_Stated task_
From the listing below, extract every line in which the word "this" appears.
+===+
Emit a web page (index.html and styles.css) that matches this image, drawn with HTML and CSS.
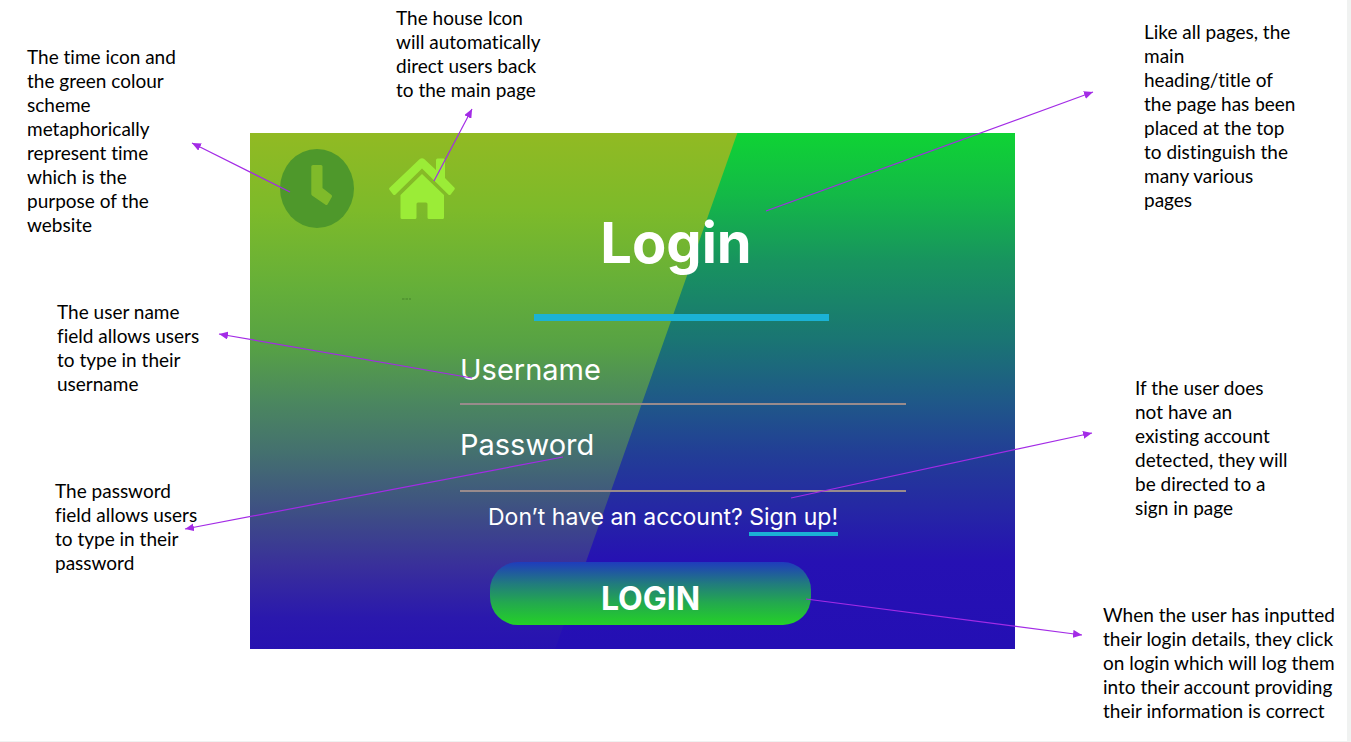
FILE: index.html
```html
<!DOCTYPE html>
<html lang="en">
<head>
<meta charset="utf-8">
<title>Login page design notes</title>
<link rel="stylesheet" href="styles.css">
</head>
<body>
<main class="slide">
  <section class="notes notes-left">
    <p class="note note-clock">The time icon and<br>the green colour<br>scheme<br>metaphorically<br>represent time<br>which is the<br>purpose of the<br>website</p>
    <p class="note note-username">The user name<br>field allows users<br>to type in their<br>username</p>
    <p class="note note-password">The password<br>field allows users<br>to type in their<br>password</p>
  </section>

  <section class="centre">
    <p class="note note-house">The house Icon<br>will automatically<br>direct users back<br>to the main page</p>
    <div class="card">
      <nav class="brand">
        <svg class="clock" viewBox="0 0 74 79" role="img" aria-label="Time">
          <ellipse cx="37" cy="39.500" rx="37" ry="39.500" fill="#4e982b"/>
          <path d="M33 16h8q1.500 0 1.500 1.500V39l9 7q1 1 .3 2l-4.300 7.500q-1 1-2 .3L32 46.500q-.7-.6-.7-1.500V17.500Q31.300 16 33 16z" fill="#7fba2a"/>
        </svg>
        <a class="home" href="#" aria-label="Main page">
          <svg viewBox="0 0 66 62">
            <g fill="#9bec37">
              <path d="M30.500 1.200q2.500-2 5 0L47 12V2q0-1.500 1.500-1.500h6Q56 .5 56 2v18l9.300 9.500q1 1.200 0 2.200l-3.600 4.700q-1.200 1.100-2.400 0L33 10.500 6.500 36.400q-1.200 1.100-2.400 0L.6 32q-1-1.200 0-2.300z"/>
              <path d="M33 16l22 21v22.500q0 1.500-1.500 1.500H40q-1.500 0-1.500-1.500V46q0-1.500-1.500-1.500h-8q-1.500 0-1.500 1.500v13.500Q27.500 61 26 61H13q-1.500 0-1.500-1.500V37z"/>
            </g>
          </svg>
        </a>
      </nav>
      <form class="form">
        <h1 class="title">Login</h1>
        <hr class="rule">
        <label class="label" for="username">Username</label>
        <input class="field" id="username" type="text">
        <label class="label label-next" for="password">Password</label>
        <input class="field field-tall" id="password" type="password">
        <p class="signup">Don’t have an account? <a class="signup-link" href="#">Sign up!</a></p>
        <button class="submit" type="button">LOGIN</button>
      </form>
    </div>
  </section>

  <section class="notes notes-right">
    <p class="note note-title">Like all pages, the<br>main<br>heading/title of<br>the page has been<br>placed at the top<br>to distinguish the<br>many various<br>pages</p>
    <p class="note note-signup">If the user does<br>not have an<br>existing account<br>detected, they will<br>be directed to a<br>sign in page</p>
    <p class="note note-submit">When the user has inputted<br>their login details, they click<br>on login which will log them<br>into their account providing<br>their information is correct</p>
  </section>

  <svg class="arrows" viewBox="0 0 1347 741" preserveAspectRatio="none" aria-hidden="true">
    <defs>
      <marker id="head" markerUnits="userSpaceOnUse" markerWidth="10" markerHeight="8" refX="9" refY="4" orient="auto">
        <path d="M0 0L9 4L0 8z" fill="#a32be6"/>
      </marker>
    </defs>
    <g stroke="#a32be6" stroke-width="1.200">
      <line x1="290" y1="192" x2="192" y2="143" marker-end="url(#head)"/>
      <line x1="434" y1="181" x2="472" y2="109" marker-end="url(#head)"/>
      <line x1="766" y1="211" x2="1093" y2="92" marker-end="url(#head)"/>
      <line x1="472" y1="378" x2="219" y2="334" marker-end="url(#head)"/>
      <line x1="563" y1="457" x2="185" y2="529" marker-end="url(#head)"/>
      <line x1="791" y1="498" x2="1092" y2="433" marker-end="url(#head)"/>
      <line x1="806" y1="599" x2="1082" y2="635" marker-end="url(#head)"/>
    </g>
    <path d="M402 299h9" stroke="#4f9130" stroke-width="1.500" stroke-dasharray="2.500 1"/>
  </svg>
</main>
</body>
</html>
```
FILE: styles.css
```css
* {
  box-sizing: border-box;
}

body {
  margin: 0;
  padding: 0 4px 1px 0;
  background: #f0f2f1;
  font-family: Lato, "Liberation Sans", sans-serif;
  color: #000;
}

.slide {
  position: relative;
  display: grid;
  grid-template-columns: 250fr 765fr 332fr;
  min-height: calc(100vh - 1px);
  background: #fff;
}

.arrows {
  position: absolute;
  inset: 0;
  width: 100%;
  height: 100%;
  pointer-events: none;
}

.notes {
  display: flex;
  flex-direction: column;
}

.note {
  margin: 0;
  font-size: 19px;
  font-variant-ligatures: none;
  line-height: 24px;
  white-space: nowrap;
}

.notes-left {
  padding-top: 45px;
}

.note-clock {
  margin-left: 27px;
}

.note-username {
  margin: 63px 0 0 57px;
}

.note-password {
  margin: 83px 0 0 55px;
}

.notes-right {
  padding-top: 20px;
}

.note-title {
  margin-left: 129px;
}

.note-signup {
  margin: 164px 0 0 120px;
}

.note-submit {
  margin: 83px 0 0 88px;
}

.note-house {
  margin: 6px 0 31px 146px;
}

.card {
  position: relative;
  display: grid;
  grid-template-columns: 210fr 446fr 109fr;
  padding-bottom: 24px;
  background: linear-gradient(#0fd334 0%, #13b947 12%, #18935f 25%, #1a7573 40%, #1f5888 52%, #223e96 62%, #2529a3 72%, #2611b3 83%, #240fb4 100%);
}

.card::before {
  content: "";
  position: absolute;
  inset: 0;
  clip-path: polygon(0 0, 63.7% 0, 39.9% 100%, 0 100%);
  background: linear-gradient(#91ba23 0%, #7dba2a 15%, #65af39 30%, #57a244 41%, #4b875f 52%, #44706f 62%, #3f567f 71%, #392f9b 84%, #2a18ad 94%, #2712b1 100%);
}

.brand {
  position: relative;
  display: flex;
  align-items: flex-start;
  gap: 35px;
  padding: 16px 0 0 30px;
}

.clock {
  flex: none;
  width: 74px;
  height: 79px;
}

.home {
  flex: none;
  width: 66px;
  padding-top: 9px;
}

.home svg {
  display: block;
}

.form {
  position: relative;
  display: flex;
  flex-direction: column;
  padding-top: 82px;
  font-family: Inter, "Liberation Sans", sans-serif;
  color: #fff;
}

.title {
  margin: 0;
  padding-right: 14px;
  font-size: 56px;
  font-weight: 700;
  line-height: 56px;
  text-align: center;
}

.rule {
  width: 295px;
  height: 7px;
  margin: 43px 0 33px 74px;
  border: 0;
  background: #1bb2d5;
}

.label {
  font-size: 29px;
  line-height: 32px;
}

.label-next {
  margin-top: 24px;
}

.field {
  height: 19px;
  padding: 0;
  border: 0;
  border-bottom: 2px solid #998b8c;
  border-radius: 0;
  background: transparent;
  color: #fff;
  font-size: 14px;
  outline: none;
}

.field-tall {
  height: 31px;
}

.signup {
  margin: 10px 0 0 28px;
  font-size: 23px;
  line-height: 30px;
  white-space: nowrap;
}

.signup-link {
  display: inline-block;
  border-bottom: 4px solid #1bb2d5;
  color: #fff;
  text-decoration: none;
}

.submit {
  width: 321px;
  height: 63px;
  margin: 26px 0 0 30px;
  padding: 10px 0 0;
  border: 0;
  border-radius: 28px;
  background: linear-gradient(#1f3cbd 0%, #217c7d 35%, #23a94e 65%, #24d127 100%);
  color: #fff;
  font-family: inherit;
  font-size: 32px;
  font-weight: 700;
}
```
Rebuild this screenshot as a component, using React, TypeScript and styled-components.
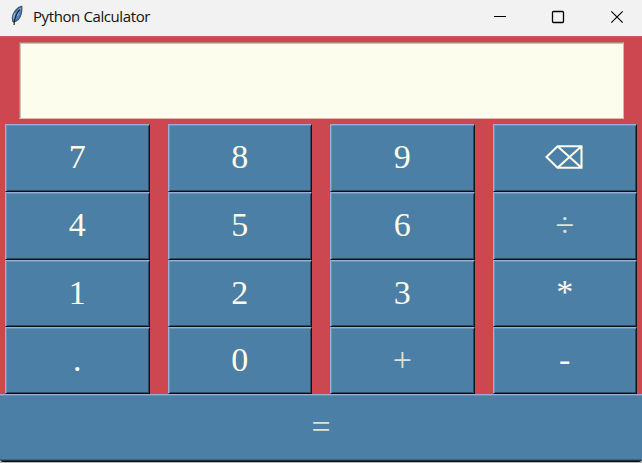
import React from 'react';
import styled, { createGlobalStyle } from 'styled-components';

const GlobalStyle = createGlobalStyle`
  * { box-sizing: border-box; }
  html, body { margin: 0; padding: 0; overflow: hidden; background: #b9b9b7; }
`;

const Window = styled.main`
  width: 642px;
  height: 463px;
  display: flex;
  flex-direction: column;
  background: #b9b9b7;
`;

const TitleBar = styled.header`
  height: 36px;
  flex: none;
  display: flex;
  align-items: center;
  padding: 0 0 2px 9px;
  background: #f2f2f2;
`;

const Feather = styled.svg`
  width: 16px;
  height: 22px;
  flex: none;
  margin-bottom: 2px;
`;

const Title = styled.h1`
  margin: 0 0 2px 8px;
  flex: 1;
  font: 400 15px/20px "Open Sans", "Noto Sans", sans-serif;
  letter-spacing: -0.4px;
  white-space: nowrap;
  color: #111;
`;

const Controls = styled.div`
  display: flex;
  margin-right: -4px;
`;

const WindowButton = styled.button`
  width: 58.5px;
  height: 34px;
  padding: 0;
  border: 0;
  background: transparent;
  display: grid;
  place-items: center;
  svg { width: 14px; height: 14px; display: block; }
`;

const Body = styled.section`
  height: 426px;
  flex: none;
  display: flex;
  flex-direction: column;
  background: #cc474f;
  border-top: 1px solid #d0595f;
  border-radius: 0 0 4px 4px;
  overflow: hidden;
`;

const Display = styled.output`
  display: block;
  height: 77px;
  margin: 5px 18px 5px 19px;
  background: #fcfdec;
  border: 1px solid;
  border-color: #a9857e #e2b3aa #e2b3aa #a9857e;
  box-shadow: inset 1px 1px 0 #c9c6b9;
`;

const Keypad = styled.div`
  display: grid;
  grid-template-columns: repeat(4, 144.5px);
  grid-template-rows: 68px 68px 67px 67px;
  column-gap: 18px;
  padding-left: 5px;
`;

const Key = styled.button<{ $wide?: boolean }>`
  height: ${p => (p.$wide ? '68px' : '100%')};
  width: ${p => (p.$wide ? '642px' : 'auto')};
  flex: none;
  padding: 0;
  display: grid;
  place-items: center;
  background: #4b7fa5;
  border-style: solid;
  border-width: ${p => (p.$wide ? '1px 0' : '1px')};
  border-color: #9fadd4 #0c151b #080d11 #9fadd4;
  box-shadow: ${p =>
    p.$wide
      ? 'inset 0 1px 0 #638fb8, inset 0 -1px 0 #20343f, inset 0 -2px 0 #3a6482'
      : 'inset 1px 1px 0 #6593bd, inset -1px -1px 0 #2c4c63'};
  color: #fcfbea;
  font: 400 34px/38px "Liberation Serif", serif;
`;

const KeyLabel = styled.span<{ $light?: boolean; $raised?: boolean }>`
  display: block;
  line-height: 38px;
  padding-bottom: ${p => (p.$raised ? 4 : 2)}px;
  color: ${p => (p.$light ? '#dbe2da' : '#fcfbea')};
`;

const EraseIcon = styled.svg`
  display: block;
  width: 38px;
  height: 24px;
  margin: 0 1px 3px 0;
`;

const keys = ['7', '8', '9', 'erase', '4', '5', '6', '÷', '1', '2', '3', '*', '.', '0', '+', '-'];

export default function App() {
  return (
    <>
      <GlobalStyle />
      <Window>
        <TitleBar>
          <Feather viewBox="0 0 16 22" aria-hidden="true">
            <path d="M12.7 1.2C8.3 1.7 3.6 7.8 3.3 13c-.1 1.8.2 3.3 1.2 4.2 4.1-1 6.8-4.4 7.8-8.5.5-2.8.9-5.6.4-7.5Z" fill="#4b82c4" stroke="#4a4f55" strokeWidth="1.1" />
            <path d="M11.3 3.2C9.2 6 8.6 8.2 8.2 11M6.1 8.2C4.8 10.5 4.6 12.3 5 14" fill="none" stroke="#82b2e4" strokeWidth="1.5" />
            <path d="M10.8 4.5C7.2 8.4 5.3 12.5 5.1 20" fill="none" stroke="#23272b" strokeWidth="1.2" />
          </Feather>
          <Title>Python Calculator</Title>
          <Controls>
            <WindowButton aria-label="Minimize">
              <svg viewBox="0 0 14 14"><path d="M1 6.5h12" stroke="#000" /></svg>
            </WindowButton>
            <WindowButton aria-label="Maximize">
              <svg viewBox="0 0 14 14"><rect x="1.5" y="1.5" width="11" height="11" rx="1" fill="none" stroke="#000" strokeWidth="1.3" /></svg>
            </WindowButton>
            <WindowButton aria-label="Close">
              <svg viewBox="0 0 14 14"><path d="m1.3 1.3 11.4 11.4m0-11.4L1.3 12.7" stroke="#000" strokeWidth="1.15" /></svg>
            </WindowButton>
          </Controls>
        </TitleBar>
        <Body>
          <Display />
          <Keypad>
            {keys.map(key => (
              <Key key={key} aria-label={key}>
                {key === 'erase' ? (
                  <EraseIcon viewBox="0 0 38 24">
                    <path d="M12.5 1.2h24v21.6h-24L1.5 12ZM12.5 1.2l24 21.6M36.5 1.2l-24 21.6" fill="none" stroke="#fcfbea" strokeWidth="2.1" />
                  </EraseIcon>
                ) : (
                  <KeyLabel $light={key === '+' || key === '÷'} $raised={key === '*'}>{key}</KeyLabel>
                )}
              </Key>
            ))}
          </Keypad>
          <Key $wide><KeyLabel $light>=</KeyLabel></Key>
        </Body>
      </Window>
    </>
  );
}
+===+
_Correct output_
Emit a web page (index.html and styles.css) that matches this image, drawn with HTML and CSS.
Rebuild this screenshot as a component, using React, TypeScript and styled-components.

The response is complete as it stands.